The Times said Barry, 82, did not respond to requests for comment made by email and telephone calls to her Manhattan apartment.
A spokesperson for the Third Circuit said Barry retired Feb. 11.
Barry was appointed to the federal bench in New Jersey by President Ronald Reagan in 1983 and elevated to the circuit court in 1999 by President Bill Clinton.
Barry stopped hearing cases after her brother was inaugurated in 2017 but remained listed as an inactive senior judge, a step short of retirement.
The Times reported that a court official, in a letter dated Feb. 1, notified the complainants against Barry that the investigation was “receiving the full attention” of a judicial conduct council.
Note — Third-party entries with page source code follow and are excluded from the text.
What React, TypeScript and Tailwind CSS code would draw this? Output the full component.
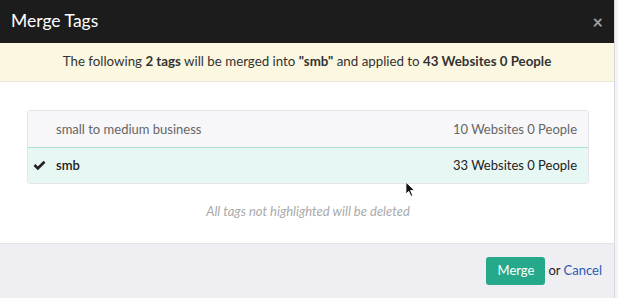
import React from 'react';

const tags = [
  { name: 'small to medium business', count: '10 Websites 0 People', selected: false },
  { name: 'smb', count: '33 Websites 0 People', selected: true },
];

function CheckIcon() {
  return (
    <svg viewBox="0 0 14 12" className="w-[13px] h-[11px]" fill="#222">
      <path d="M0.5 6.5 L2.6 4.4 L5.2 7 L11.4 0.8 L13.5 2.9 L5.2 11.2 Z" />
    </svg>
  );
}

function Cursor() {
  return (
    <svg viewBox="0 0 12 18" className="absolute left-[405px] top-[181px] w-[11px] h-[17px]">
      <path d="M1 1 L1 14 L4 11 L6.5 16.5 L8.5 15.5 L6 10 L10.5 10 Z" fill="#111" stroke="#fff" strokeWidth="1" />
    </svg>
  );
}

export default function App() {
  return (
    <div className="w-[618px] h-[298px] bg-[#f4f4f6] overflow-hidden" style={{ fontFamily: 'Lato, "Open Sans", sans-serif' }}>
      <div className="relative w-[615px] h-full flex flex-col bg-white border-r border-[#d8d8dc]">
        {/* Header */}
        <div className="h-[43px] bg-[#1c1c1c] flex items-center justify-between pl-[11px] pr-[11px]">
          <h2 className="text-white text-[17.5px] font-normal">Merge Tags</h2>
          <span className="text-[#a0a0a0] text-[18px] font-bold leading-none">×</span>
        </div>

        {/* Banner */}
        <div className="h-[39px] bg-[#fcf7e0] border-b border-[#ece8d6] flex items-center justify-center text-[13.3px] text-[#333]">
          <p>
            The following <b>2 tags</b> will be merged into <b>"smb"</b> and applied to <b>43 Websites 0 People</b>
          </p>
        </div>

        {/* Body */}
        <div className="flex-1 flex flex-col pt-[28px] pl-[27px] pr-[25px]">
          <div className="rounded-[3px] border border-[#e4e4ea] overflow-hidden">
            {tags.map((tag) => (
              <div
                key={tag.name}
                className={
                  tag.selected
                    ? 'h-[37px] flex items-center justify-between pl-[5px] pr-[11px] bg-[#e7f7f4] border border-[#a6e0d6] -m-px text-[#222] text-[13px]'
                    : 'h-[37px] flex items-center justify-between pl-[28px] pr-[11px] bg-[#f7f6f9] text-[#666] text-[13px]'
                }
              >
                <div className="flex items-center gap-[10px]">
                  {tag.selected && <CheckIcon />}
                  <span className={tag.selected ? 'font-semibold' : ''}>{tag.name}</span>
                </div>
                <span>{tag.count}</span>
              </div>
            ))}
          </div>
          <p className="text-center italic text-[#aaa] text-[13px] mt-[18px]">All tags not highlighted will be deleted</p>
        </div>

        {/* Footer */}
        <div className="h-[55px] bg-[#efeef2] border-t border-[#e2e1e6] flex items-center justify-end pr-[12px] gap-[3px] text-[13px]">
          <button className="w-[59px] h-[28px] rounded-[3px] bg-[#26a98a] text-white text-[13px]">Merge</button>
          <span className="text-[#222]">or</span>
          <a className="text-[#2a5bb0]">Cancel</a>
        </div>

        <Cursor />
      </div>
    </div>
  );
}
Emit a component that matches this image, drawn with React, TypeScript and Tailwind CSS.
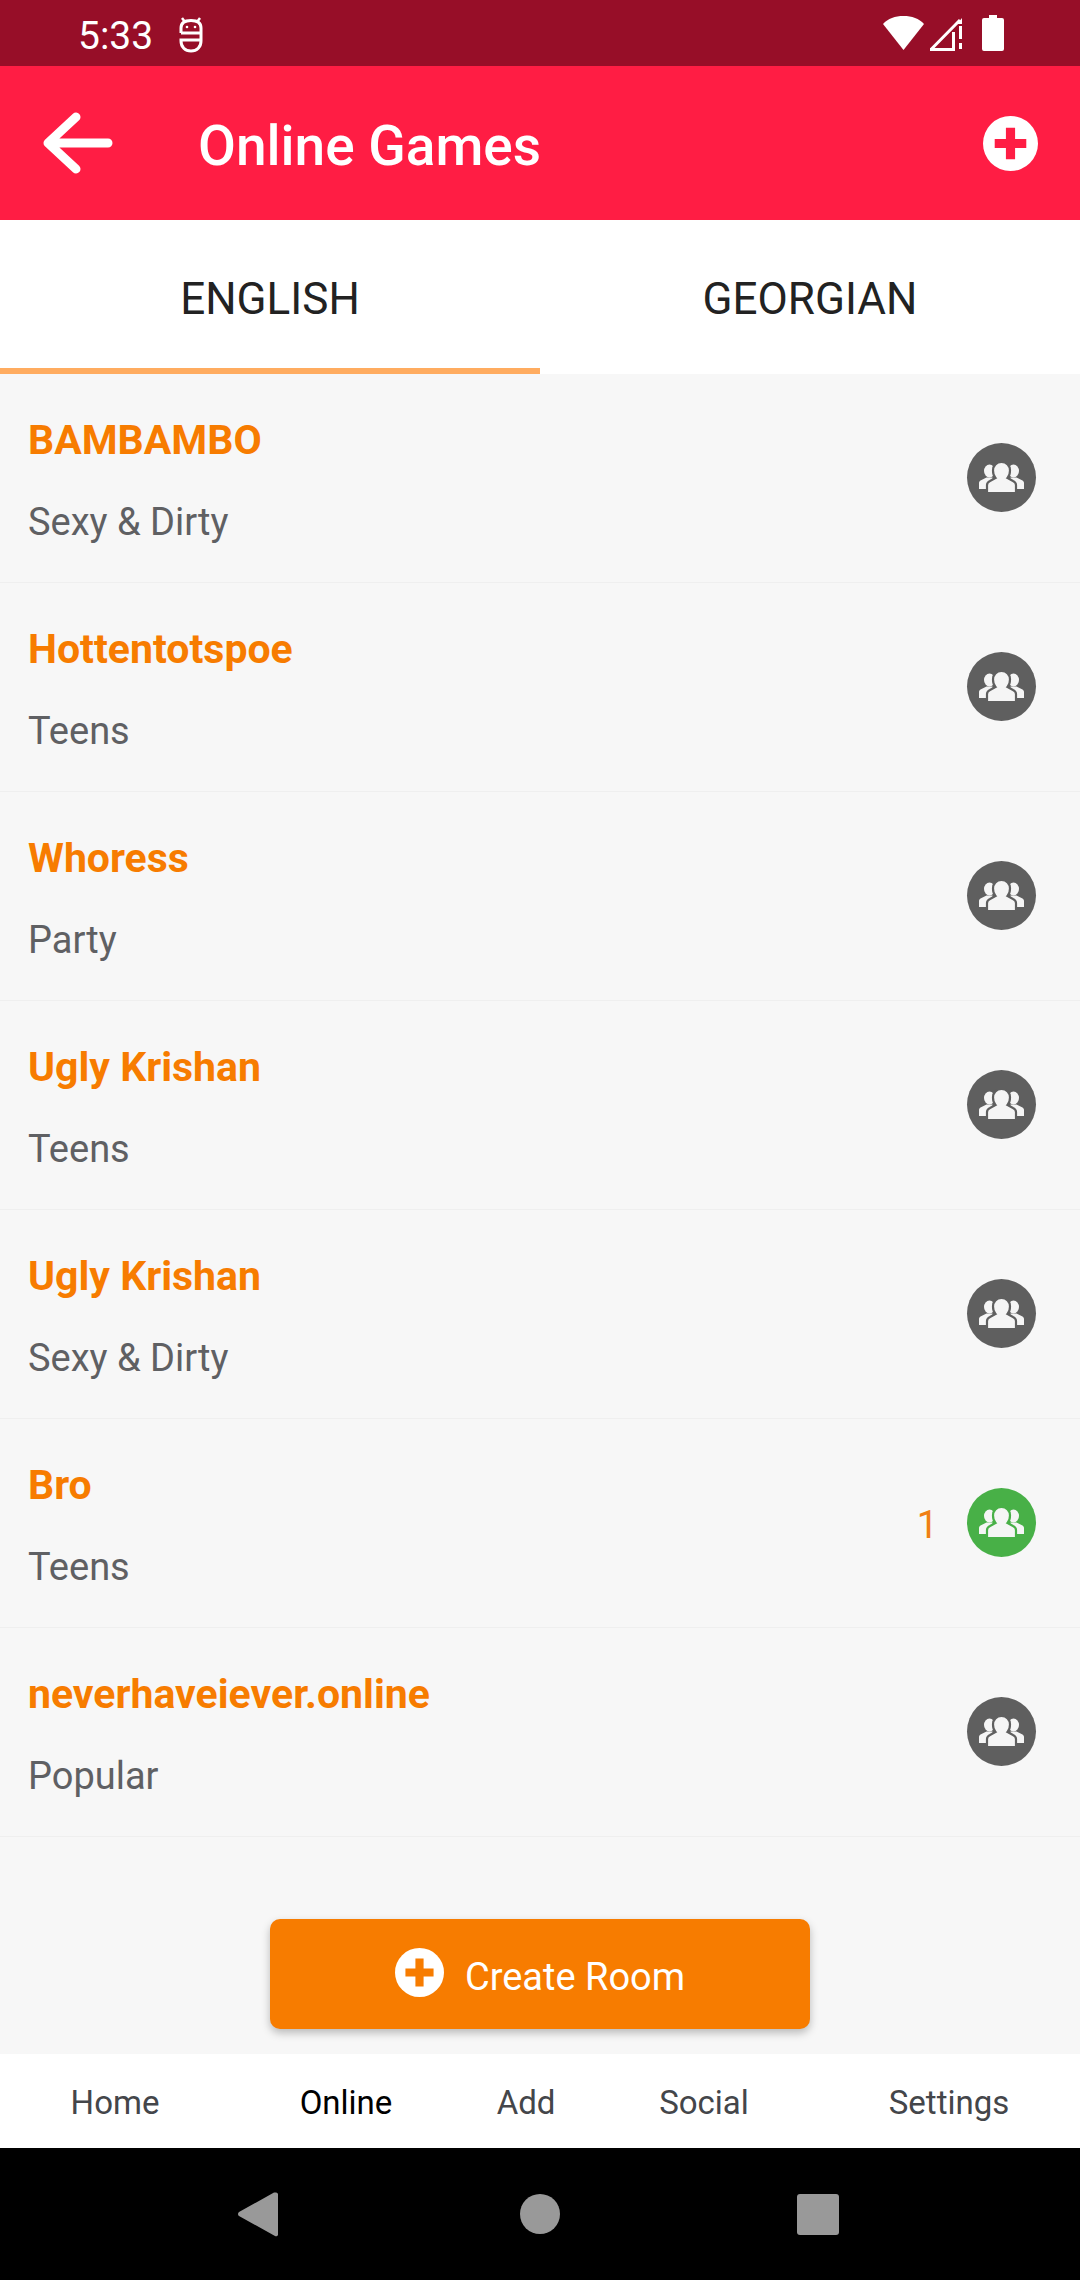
const rooms = [
  { name: "BAMBAMBO", tag: "Sexy & Dirty" },
  { name: "Hottentotspoe", tag: "Teens" },
  { name: "Whoress", tag: "Party" },
  { name: "Ugly Krishan", tag: "Teens" },
  { name: "Ugly Krishan", tag: "Sexy & Dirty" },
  { name: "Bro", tag: "Teens", count: 1 },
  { name: "neverhaveiever.online", tag: "Popular" },
];

const tabs = [
  { label: "Home", width: "w-[230px]", active: false },
  { label: "Online", width: "w-[232px]", active: true },
  { label: "Add", width: "w-[128px]", active: false },
  { label: "Social", width: "w-[228px]", active: false },
  { label: "Settings", width: "w-[262px]", active: false },
];

function PeopleIcon({ bg }: { bg: string }) {
  return (
    <svg viewBox="0 0 45 31" className="w-[45px] h-[31px]" fill="currentColor">
      <ellipse cx="10.500" cy="9" rx="5.500" ry="6.500" />
      <ellipse cx="34.500" cy="9" rx="5.500" ry="6.500" />
      <path d="M0 27v-6c0-1.500 1-2.500 2.500-3l5-2.500h6V27z" />
      <path d="M45 27v-6c0-1.500-1-2.500-2.500-3l-5-2.500h-6V27z" />
      <path
        d="M8 31v-8c0-2 1-3 3-4l5.500-3c-1.500-1.500-2.500-4-2.500-7.500C14 3.500 17.500 0 22.500 0S31 3.500 31 8.500c0 3.500-1 6-2.500 7.500l5.500 3c2 1 3 2 3 4v8z"
        stroke={bg}
        strokeWidth="2.200"
      />
    </svg>
  );
}

function PlusCircle({ className, plus }: { className: string; plus: string }) {
  return (
    <svg viewBox="0 0 54 54" className={className}>
      <circle cx="27" cy="27" r="27" fill="#fff" />
      <path d="M22.500 11.500h9v11h11v9h-11v11h-9v-11h-11v-9h11z" fill={plus} />
    </svg>
  );
}

function StatusBar() {
  return (
    <div className="h-[66px] bg-[#970e28] flex items-center pl-[78px] pr-[76px] text-white shrink-0">
      <span className="text-[39px] leading-none pt-[7px]">5:33</span>
      <svg viewBox="0 0 26 36" className="w-[26px] h-[36px] ml-[25px] mt-[4px]" fill="none" stroke="#fff" strokeWidth="3">
        <path d="M3 16V11C3 6 7 3.500 13 3.500S23 6 23 11v13c0 6-4 10-10 10S3 30 3 24v-1h20M3 16h20" />
        <path d="M4 1l3 4M22 1l-3 4" strokeWidth="2.500" />
        <circle cx="9" cy="10" r="1.300" fill="#fff" stroke="none" />
        <circle cx="17" cy="10" r="1.300" fill="#fff" stroke="none" />
      </svg>
      <div className="flex-1" />
      <svg viewBox="0 0 41 36" className="w-[41px] h-[36px]" fill="#fff">
        <path d="M0 9C5 3.500 12 1 20.500 1S36 3.500 41 9L20.500 35z" />
      </svg>
      <svg viewBox="0 0 34 36" className="w-[34px] h-[36px] ml-[5px]" fill="none" stroke="#fff" strokeWidth="3">
        <path d="M2 34.500 31 5M1 34.500h25M24.500 17v18" />
        <path d="M29 8l4-5v6h-4z" fill="#fff" stroke="none" />
        <path d="M31.500 11v13M31.500 28v6" />
      </svg>
      <svg viewBox="0 0 22 36" className="w-[22px] h-[36px] ml-[19px]" fill="#fff">
        <path d="M7 0h8v3h5a2 2 0 0 1 2 2v29a2 2 0 0 1-2 2H2a2 2 0 0 1-2-2V5a2 2 0 0 1 2-2h5z" />
      </svg>
    </div>
  );
}

function RoomRow({ name, tag, count }: { name: string; tag: string; count?: number }) {
  const bg = count !== undefined ? "#48b047" : "#5f5f5f";
  return (
    <div className="h-[209px] shrink-0 border-b border-[#efefef] flex items-center pl-[28px] pr-[44px]">
      <div className="flex-1 flex flex-col gap-[38px] mt-[6px]">
        <div className="text-[#f77c00] text-[41px] leading-[44px] font-bold">{name}</div>
        <div className="text-[#5f6063] text-[38px] leading-[44px]">{tag}</div>
      </div>
      {count !== undefined && (
        <span className="text-[#f07f13] text-[38px] leading-none mr-[29px] mt-[3px]">{count}</span>
      )}
      <div
        className={`w-[69px] h-[69px] -mt-[2px] rounded-full flex items-center justify-center text-[#f5f5f5] ${
          count !== undefined ? "bg-[#48b047]" : "bg-[#5f5f5f]"
        }`}
      >
        <PeopleIcon bg={bg} />
      </div>
    </div>
  );
}

export default function App() {
  return (
    <div className="w-[1080px] h-[2280px] flex flex-col bg-[#f7f7f7] overflow-hidden font-['Roboto',sans-serif]">
      <StatusBar />

      <header className="h-[154px] bg-[#ff1d44] flex items-center shrink-0 text-white">
        <svg viewBox="0 0 72 62" className="w-[72px] h-[62px] ml-[41px]" fill="none" stroke="#fff" strokeWidth="9" strokeLinecap="round" strokeLinejoin="round">
          <path d="M67 31H8M35 5 7 31l28 26" />
        </svg>
        <h1 className="text-[55px] font-medium leading-none ml-[85px] flex-1 pt-[6px]">Online Games</h1>
        <PlusCircle className="w-[55px] h-[55px] mr-[42px]" plus="#ff1d44" />
      </header>

      <nav className="h-[154px] bg-white flex shrink-0 text-[#222222] text-[44px]">
        <div className="w-1/2 flex items-center justify-center border-b-[6px] border-[#ffac60] pt-[10px]">ENGLISH</div>
        <div className="w-1/2 flex items-center justify-center border-b-[6px] border-transparent pt-[10px]">GEORGIAN</div>
      </nav>

      <div className="flex-1 flex flex-col">
        {rooms.map((room, i) => (
          <RoomRow key={i} {...room} />
        ))}
        <div className="flex-1 flex items-end justify-center pb-[25px]">
          <button className="w-[540px] h-[110px] bg-[#f77c00] rounded-[10px] shadow-[0_4px_8px_rgba(0,0,0,0.25)] flex items-center justify-center gap-[21px] text-white text-[38px]">
            <PlusCircle className="w-[49px] h-[49px] -mt-[4px]" plus="#f77c00" />
            <span className="pt-[6px]">Create Room</span>
          </button>
        </div>
      </div>

      <div className="h-[94px] bg-white flex shrink-0 text-[33px] text-[#44464a] pt-[3px]">
        {tabs.map((tab) => (
          <div
            key={tab.label}
            className={`${tab.width} flex items-center justify-center ${tab.active ? "text-black" : ""}`}
          >
            {tab.label}
          </div>
        ))}
      </div>

      <div className="h-[132px] bg-black flex items-center shrink-0 pl-[238px]">
        <svg viewBox="0 0 40 46" className="w-[40px] h-[46px]" fill="#999999">
          <path d="M38 1.500a2 2 0 0 1 2 1.500v40a2 2 0 0 1-3 2L1 25a2.500 2.500 0 0 1 0-4L36 1.500z" />
        </svg>
        <div className="w-[40px] h-[40px] ml-[242px] rounded-full bg-[#999999]" />
        <div className="w-[42px] h-[41px] ml-[237px] rounded-[3px] bg-[#999999]" />
      </div>
    </div>
  );
}
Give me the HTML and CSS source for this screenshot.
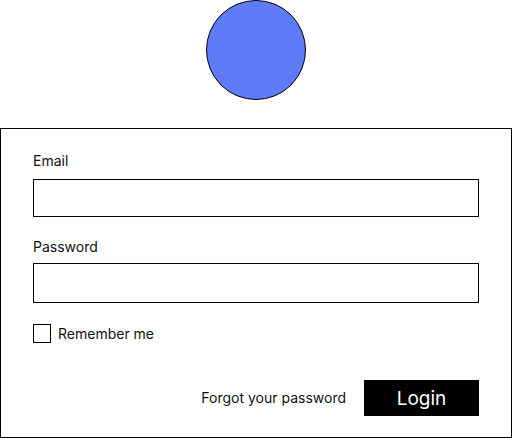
FILE: index.html
```html
<!DOCTYPE html>
<html>
<head>
<meta charset="utf-8">
<link rel="stylesheet" href="styles.css">
</head>
<body>
<div class="logo-wrap"><div class="logo"></div></div>
<form class="card">
  <label class="label label-email">Email</label>
  <div class="input input-email"></div>
  <label class="label label-pass">Password</label>
  <div class="input input-pass"></div>
  <div class="remember">
    <span class="checkbox"></span>
    <span class="remember-text">Remember me</span>
  </div>
  <div class="actions">
    <span class="forgot">Forgot your password</span>
    <span class="btn">Login</span>
  </div>
</form>
</body>
</html>
```
FILE: styles.css
```css
html, body {
  margin: 0;
  padding: 0;
  background: #fff;
  font-family: Inter, "Noto Sans", sans-serif;
  color: #111;
}
.logo-wrap {
  height: 128px;
  display: flex;
  justify-content: center;
}
.logo {
  width: 98px;
  height: 98px;
  border: 1px solid #000;
  border-radius: 50%;
  background: #5f7bf9;
}
.card {
  margin: 0;
  box-sizing: border-box;
  width: 512px;
  height: 310px;
  border: 1px solid #000;
  padding: 22px 32px 0 32px;
  display: flex;
  flex-direction: column;
}
.label {
  display: block;
  font-size: 14px;
  line-height: 20px;
}
.input {
  box-sizing: border-box;
  width: 446px;
  border: 1px solid #000;
}
.input-email {
  height: 38px;
  margin-top: 8px;
}
.label-pass {
  margin-top: 20px;
}
.input-pass {
  height: 40px;
  margin-top: 6px;
}
.remember {
  display: flex;
  align-items: center;
  margin-top: 21px;
  height: 19px;
}
.checkbox {
  box-sizing: border-box;
  width: 18px;
  height: 19px;
  border: 1px solid #000;
}
.remember-text {
  margin-left: 7px;
  font-size: 14px;
  line-height: 20px;
}
.actions {
  display: flex;
  justify-content: flex-end;
  align-items: center;
  width: 446px;
  margin-top: 37px;
}
.forgot {
  font-size: 14px;
  line-height: 20px;
  margin-right: 18px;
}
.btn {
  width: 115px;
  height: 36px;
  background: #000;
  color: #fff;
  font-size: 19px;
  display: flex;
  align-items: center;
  justify-content: center;
}
```
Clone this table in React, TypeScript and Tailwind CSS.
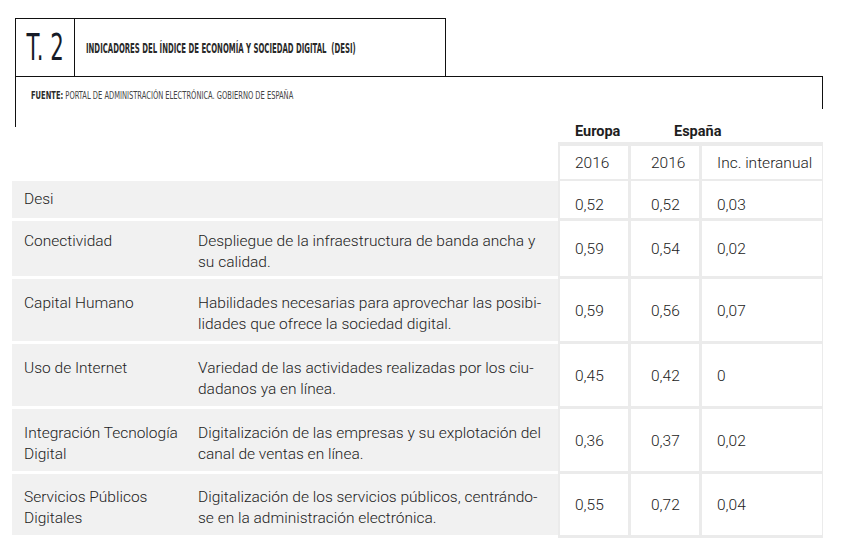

By retiring 10 days later, Barry made the probe moot. The Times said two of the complainants told the newspaper they were informed last week that the investigation had been dropped without a finding on the merits of the allegations.
The Times said its investigation found that Barry benefited financially from most of the questionable tax schemes and that she also was in a position to influence the actions taken by her family. A lawyer for President Trump has called the Times report "100 percent false, and highly defamatory.”
Federal judges are appointed for life. The Third Circuit spokesperson said that inactive senior judges, like Barry, continue to receive their salaries until they retire.
Barry will receive an annual pension, which the Times estimated would be between $184,500 and $217,600.